Task brief
Set down the data below from its first line to the line holding "<red-notes></red-notes>", inclusive; omit all pictures.

>> BEGIN

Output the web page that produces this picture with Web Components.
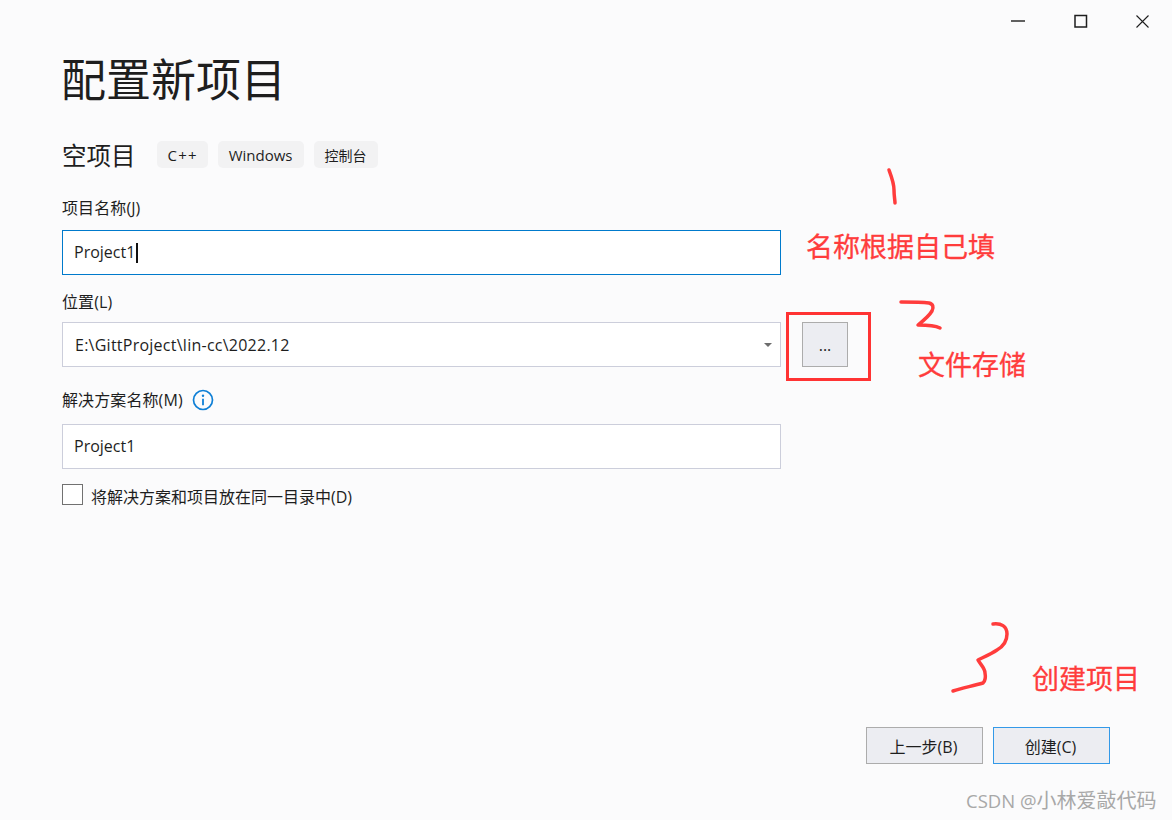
<!DOCTYPE html>
<html lang="zh">
<head>
<meta charset="utf-8">
<title>配置新项目</title>
<style>
  html, body { margin: 0; height: 100%; background: #fbfbfc; }
  body { font-family: "Open Sans", "Noto Sans CJK SC", sans-serif; color: #1e1e1e; overflow: hidden; }
</style>
</head>
<body>
<project-dialog>
  <win-controls slot="controls"></win-controls>
  <field-box slot="form" label="项目名称(J)" value="Project1" focused style="--label-gap:11px;--val-shift:2px"></field-box>
  <field-box slot="form" label="位置(L)" value="E:\GittProject\lin-cc\2022.12" combo style="margin-top:16px;--label-gap:9px;--val-track:.25px;--val-left:1px"></field-box>
  <field-box slot="form" label="解决方案名称(M)" value="Project1" info style="margin-top:22px;--label-gap:13px;--val-shift:2px"></field-box>
  <check-row slot="form">将解决方案和项目放在同一目录中(D)</check-row>
  <flat-button slot="actions">上一步(B)</flat-button>
  <flat-button slot="actions" primary>创建(C)</flat-button>
</project-dialog>
<red-notes></red-notes>

<script>
class WinControls extends HTMLElement {
  connectedCallback() {
    this.attachShadow({ mode: "open" }).innerHTML = `
      <style>
        :host { display: flex; justify-content: flex-end; height: 42px; }
        svg { display: block; }
      </style>
      <svg width="182" height="42" viewBox="0 0 182 42" fill="none" stroke="#1e1e1e">
        <path d="M21 21h14" stroke-width="1.4"/>
        <rect x="85" y="15.500" width="11.500" height="11.500" stroke-width="1.500"/>
        <path d="M146.500 15.500l12 12M158.500 15.500l-12 12" stroke-width="1.100"/>
      </svg>`;
  }
}

class TagChip extends HTMLElement {
  connectedCallback() {
    this.attachShadow({ mode: "open" }).innerHTML = `
      <style>
        :host { display: block; height: 27px; line-height: 29px; padding: 0 11px; background: #f2f2f3;
                border-radius: 5px; font-size: 14px; color: #1e1e1e; }
      </style>
      <slot></slot>`;
  }
}

class FieldBox extends HTMLElement {
  connectedCallback() {
    const info = this.hasAttribute("info") ? `
      <svg class="info" width="22" height="22" viewBox="0 0 22 22" fill="none">
        <circle cx="11" cy="11" r="9.500" stroke="#0e7fd6" stroke-width="1.700"/>
        <circle cx="11" cy="6.800" r="1.200" fill="#0e7fd6"/>
        <path d="M11 9.800v6.400" stroke="#0e7fd6" stroke-width="1.800"/>
      </svg>` : "";
    const caret = this.hasAttribute("combo") ? `<span class="caret"></span>` : "";
    const cursor = this.hasAttribute("focused") ? `<span class="cursor"></span>` : "";
    this.attachShadow({ mode: "open" }).innerHTML = `
      <style>
        :host { display: block; width: 719px; }
        .label { display: flex; align-items: center; gap: 9px; height: 22px; margin-bottom: var(--label-gap, 9px);
                 font-size: 16px; line-height: 22px; letter-spacing: .1px; color: #1e1e1e; }
        .box { box-sizing: border-box; height: 45px; display: flex; align-items: center; padding: 0 8px 0 11px;
               background: #fff; border: 1px solid #cccedb; font-size: 16px; color: #1e1e1e; }
        :host([focused]) .box { border-color: #007acc; }
        .cursor { width: 2px; height: 20px; background: #111; margin-left: 1px; }
        .caret { margin-left: auto; border: 4px solid transparent; border-top: 4px solid #6d6d6d; border-bottom: 0; }
        .val { white-space: pre; padding-bottom: var(--val-shift, 0); padding-left: var(--val-left, 0);
               letter-spacing: var(--val-track, 0); }
      </style>
      <div class="label"><span>${this.getAttribute("label")}</span>${info}</div>
      <div class="box"><span class="val">${this.getAttribute("value")}</span>${cursor}${caret}</div>`;
  }
}

class CheckRow extends HTMLElement {
  connectedCallback() {
    this.attachShadow({ mode: "open" }).innerHTML = `
      <style>
        :host { display: flex; gap: 8px; height: 22px; margin-top: 15px; font-size: 16px; line-height: 22px; }
        .mark { box-sizing: border-box; width: 21px; height: 21px; background: #fff; border: 1px solid #717171; }
        .text { padding-top: 2px; }
      </style>
      <span class="mark"></span><span class="text"><slot></slot></span>`;
  }
}

class FlatButton extends HTMLElement {
  connectedCallback() {
    this.attachShadow({ mode: "open" }).innerHTML = `
      <style>
        :host { box-sizing: border-box; display: flex; align-items: center; justify-content: center;
                width: 117px; height: 37px; padding-right: 2px; background: #ecedf2; border: 1px solid #acacac;
                font-size: 16px; color: #1e1e1e; }
        :host([primary]) { border-color: #3399e8; }
      </style>
      <slot></slot>`;
  }
}

class ProjectDialog extends HTMLElement {
  connectedCallback() {
    this.attachShadow({ mode: "open" }).innerHTML = `
      <style>
        :host { display: flex; flex-direction: column; box-sizing: border-box; width: 1172px; height: 820px; }
        .body { flex: 1; padding: 0 62px; display: flex; flex-direction: column; }
        h1 { margin: 0 0 0 -1px; height: 76px; font-size: 45px; line-height: 76px; font-weight: 400; color: #1e1e1e; }
        .sub { display: flex; align-items: center; gap: 10px; height: 27px; margin-top: 23px; margin-bottom: 29px; }
        .sub h2 { margin: 0 11px 0 0; padding-top: 2px; font-size: 24.500px; line-height: 27px; font-weight: 400; }
        .form { display: block; width: 719px; }
        .actions { display: flex; justify-content: flex-end; gap: 10px; padding-right: 62px; margin-bottom: 56px; }
      </style>
      <slot name="controls"></slot>
      <div class="body">
        <h1>配置新项目</h1>
        <div class="sub">
          <h2>空项目</h2>
          <tag-chip style="font-size:15px;letter-spacing:1.200px;padding:0 10px 0 11px">C++</tag-chip>
          <tag-chip style="font-size:15px">Windows</tag-chip>
          <tag-chip>控制台</tag-chip>
        </div>
        <div class="form"><slot name="form"></slot></div>
      </div>
      <div class="actions"><slot name="actions"></slot></div>`;
  }
}

// screenshot annotations drawn over the dialog, free placed
class RedNotes extends HTMLElement {
  connectedCallback() {
    this.attachShadow({ mode: "open" }).innerHTML = `
      <style>
        :host { position: absolute; inset: 0; display: block; pointer-events: none; }
        .note { position: absolute; font-size: 27px; line-height: 36px; color: #ff3c3c; white-space: nowrap;
                -webkit-text-stroke: .3px #ff3c3c; }
        .frame { position: absolute; box-sizing: border-box; left: 786px; top: 312px; width: 85px; height: 69px;
                 border: 3px solid #ff3333; }
        .browse { position: absolute; left: 802px; top: 322px; box-sizing: border-box; width: 46px; height: 45px;
                  background: #ecedf2; border: 1px solid #acacac; font-size: 16px; display: flex;
                  align-items: center; justify-content: center; color: #1e1e1e; }
        .mark { position: absolute; left: 966px; top: 787px; font-size: 20px; line-height: 28px; color: #a8a8a8;
                white-space: nowrap; }
        .mark span { font-size: 18.500px; }
        svg { position: absolute; inset: 0; }
      </style>
      <svg width="1172" height="820" fill="none" stroke="#ff3c3c" stroke-width="3.500" stroke-linecap="round" stroke-linejoin="round">
        <path d="M889 170c3 8 5 13 5 20 0 6 1 10 1 13"/>
        <path d="M901 302c10 0 20 0 28 1 4 1 5 4 3 8-3 5-9 10-14 14 8 0 16 0 22 3"/>
        <path d="M993 624c8-1 14 2 14 10 0 7-3 12-10 16-6 4-13 7-19 10 2 4 7 8 7 13 1 5 0 8-2 10-10 3-21 5-30 8"/>
      </svg>
      <div class="note" style="left:806px;top:229px">名称根据自己填</div>
      <div class="frame"></div>
      <div class="browse">...</div>
      <div class="note" style="left:918px;top:347px">文件存储</div>
      <div class="note" style="left:1032px;top:661px">创建项目</div>
      <div class="mark"><span>CSDN @</span>小林爱敲代码</div>`;
  }
}

customElements.define("win-controls", WinControls);
customElements.define("tag-chip", TagChip);
customElements.define("field-box", FieldBox);
customElements.define("check-row", CheckRow);
customElements.define("flat-button", FlatButton);
customElements.define("project-dialog", ProjectDialog);
customElements.define("red-notes", RedNotes);
</script>
</body>
</html>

>> END

Output of the task
Output the web page that produces this picture with Web Components.
<!DOCTYPE html>
<html lang="zh">
<head>
<meta charset="utf-8">
<title>配置新项目</title>
<style>
  html, body { margin: 0; height: 100%; background: #fbfbfc; }
  body { font-family: "Open Sans", "Noto Sans CJK SC", sans-serif; color: #1e1e1e; overflow: hidden; }
</style>
</head>
<body>
<project-dialog>
  <win-controls slot="controls"></win-controls>
  <field-box slot="form" label="项目名称(J)" value="Project1" focused style="--label-gap:11px;--val-shift:2px"></field-box>
  <field-box slot="form" label="位置(L)" value="E:\GittProject\lin-cc\2022.12" combo style="margin-top:16px;--label-gap:9px;--val-track:.25px;--val-left:1px"></field-box>
  <field-box slot="form" label="解决方案名称(M)" value="Project1" info style="margin-top:22px;--label-gap:13px;--val-shift:2px"></field-box>
  <check-row slot="form">将解决方案和项目放在同一目录中(D)</check-row>
  <flat-button slot="actions">上一步(B)</flat-button>
  <flat-button slot="actions" primary>创建(C)</flat-button>
</project-dialog>
<red-notes></red-notes>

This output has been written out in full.